▸ **What needs to be done**
Identify all lines below that hold "TypeScript" and collect them.

--- Entries supplied ---

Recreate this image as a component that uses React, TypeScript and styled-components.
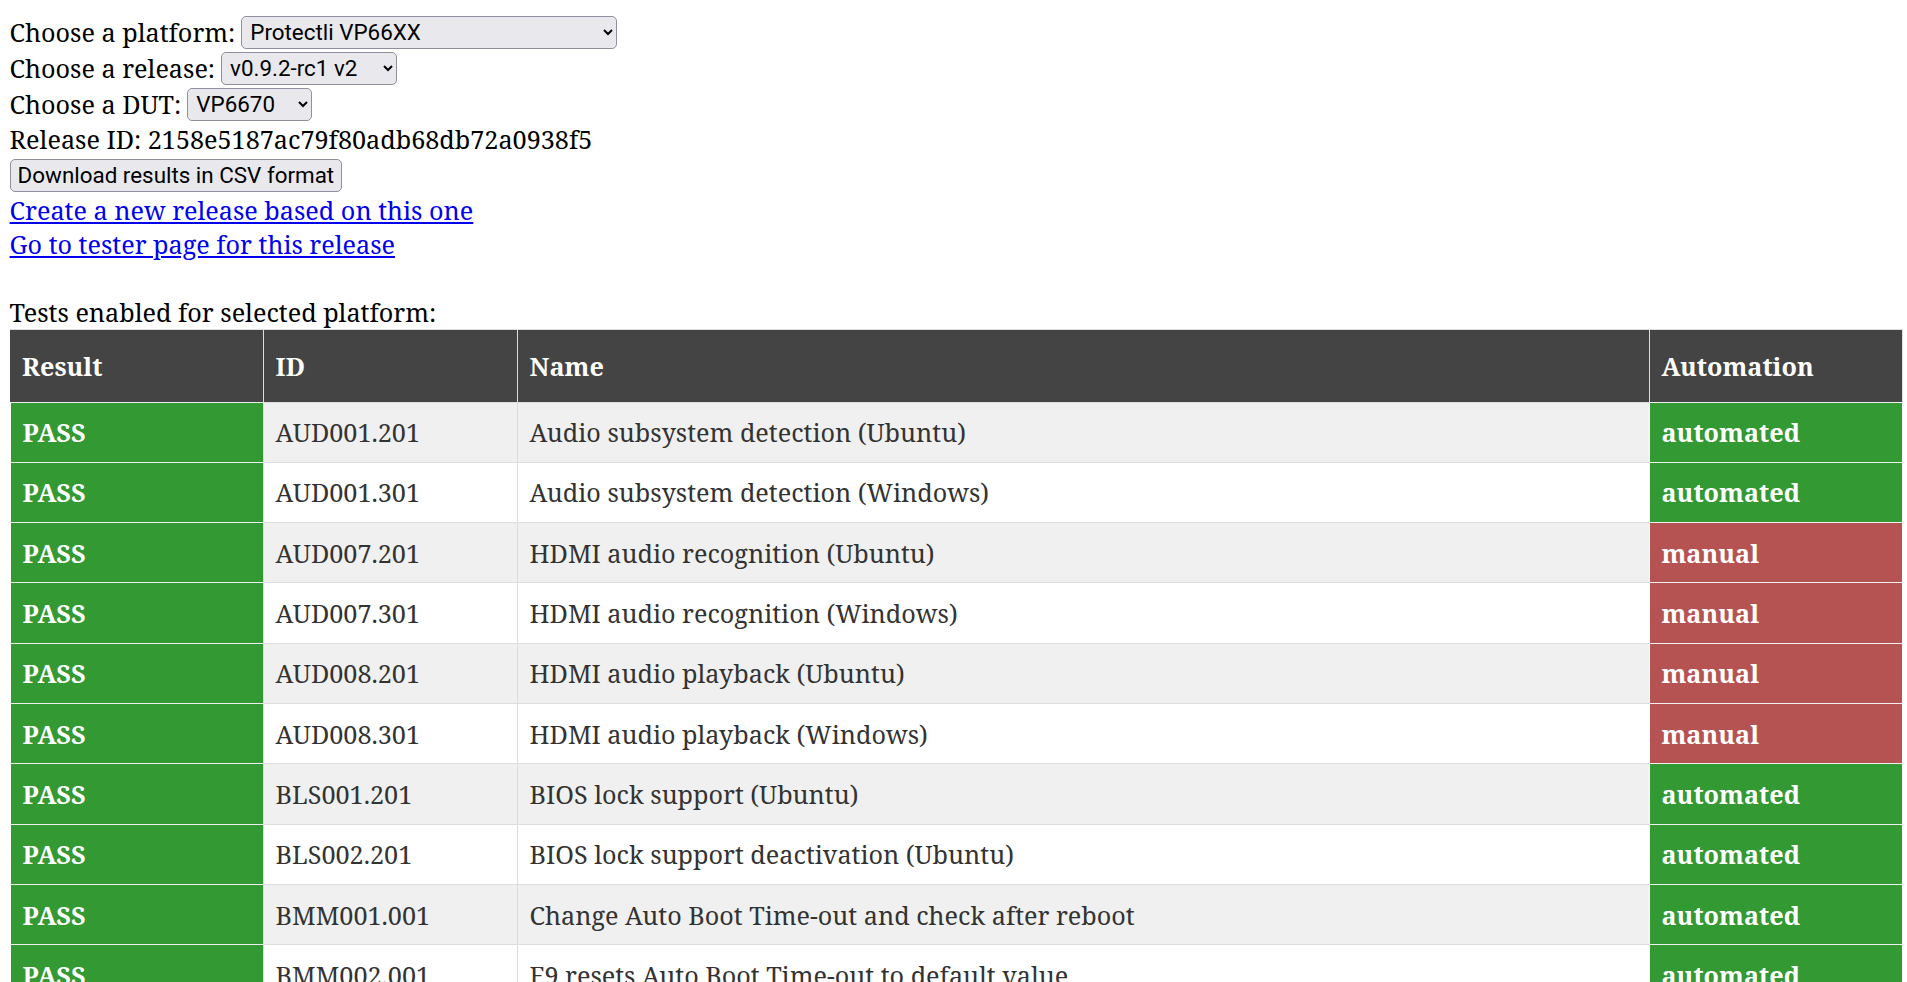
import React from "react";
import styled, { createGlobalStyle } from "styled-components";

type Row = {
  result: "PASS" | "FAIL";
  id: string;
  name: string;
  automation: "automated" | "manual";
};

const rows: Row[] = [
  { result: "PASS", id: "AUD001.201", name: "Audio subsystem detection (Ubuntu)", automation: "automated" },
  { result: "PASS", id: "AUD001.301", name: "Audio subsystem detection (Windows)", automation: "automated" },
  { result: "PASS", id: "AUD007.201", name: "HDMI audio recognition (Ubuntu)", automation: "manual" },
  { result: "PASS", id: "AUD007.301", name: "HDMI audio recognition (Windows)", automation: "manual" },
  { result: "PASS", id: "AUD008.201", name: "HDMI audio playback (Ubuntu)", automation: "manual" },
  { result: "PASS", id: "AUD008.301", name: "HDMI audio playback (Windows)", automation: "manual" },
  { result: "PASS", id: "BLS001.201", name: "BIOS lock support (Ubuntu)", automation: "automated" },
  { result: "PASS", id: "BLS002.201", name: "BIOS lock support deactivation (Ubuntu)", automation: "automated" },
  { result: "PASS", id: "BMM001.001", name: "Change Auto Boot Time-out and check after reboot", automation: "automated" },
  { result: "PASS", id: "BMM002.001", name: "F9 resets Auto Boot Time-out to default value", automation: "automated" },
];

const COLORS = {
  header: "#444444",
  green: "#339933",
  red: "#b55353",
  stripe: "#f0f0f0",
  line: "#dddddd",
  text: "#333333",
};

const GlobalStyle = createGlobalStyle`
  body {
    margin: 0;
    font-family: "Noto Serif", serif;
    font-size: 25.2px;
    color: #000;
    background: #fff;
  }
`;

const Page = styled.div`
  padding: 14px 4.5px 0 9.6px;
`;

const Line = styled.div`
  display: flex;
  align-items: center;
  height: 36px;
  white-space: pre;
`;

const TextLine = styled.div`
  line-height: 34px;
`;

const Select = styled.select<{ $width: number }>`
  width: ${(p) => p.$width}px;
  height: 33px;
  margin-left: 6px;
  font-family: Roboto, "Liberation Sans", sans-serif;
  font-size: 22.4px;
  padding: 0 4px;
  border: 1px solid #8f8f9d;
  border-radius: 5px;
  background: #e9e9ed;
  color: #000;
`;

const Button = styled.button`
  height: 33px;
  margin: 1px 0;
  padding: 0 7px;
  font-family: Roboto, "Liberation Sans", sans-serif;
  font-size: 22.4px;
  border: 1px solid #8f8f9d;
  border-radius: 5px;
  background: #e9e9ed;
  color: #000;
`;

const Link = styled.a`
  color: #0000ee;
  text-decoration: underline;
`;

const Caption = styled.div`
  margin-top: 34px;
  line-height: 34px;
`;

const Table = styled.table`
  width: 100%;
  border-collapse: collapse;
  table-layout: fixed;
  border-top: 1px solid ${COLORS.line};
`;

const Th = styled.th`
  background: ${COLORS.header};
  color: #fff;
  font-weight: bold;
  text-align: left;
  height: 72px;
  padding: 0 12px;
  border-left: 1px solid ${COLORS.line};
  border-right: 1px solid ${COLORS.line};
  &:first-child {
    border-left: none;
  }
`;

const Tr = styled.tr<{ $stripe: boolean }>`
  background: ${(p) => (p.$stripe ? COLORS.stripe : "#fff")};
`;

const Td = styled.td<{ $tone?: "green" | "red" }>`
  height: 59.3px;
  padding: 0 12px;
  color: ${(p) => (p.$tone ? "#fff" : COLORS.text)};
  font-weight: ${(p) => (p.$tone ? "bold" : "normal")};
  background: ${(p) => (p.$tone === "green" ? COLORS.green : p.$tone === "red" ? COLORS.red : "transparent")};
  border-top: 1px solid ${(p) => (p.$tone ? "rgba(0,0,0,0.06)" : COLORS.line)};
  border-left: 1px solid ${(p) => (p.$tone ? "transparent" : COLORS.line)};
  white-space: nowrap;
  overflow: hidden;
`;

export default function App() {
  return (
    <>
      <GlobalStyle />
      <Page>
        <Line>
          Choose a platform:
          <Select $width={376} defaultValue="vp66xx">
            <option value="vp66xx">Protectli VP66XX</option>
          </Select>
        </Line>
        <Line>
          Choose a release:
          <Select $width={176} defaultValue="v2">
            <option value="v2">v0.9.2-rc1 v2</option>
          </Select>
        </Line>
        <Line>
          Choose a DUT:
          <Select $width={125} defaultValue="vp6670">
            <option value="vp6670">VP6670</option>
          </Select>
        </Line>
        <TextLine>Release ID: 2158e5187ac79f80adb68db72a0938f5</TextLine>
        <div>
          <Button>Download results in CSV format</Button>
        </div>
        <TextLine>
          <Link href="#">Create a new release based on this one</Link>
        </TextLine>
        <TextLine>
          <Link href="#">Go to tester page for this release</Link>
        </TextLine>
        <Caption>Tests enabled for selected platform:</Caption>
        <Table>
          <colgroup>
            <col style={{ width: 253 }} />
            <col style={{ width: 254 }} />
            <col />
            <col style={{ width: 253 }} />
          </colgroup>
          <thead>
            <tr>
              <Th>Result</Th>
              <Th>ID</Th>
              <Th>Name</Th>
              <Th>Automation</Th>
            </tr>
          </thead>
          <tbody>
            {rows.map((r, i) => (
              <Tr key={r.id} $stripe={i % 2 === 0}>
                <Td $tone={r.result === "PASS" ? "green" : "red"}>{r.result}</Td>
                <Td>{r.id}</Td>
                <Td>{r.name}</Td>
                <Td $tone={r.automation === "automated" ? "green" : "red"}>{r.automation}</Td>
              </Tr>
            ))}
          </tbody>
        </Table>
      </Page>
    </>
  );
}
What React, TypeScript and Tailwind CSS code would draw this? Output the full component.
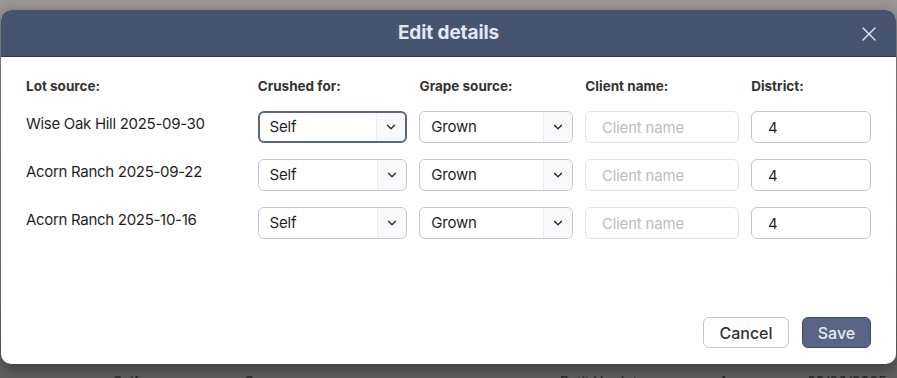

---

▸ **Finished answer**
Recreate this image as a component that uses React, TypeScript and styled-components.
What React, TypeScript and Tailwind CSS code would draw this? Output the full component.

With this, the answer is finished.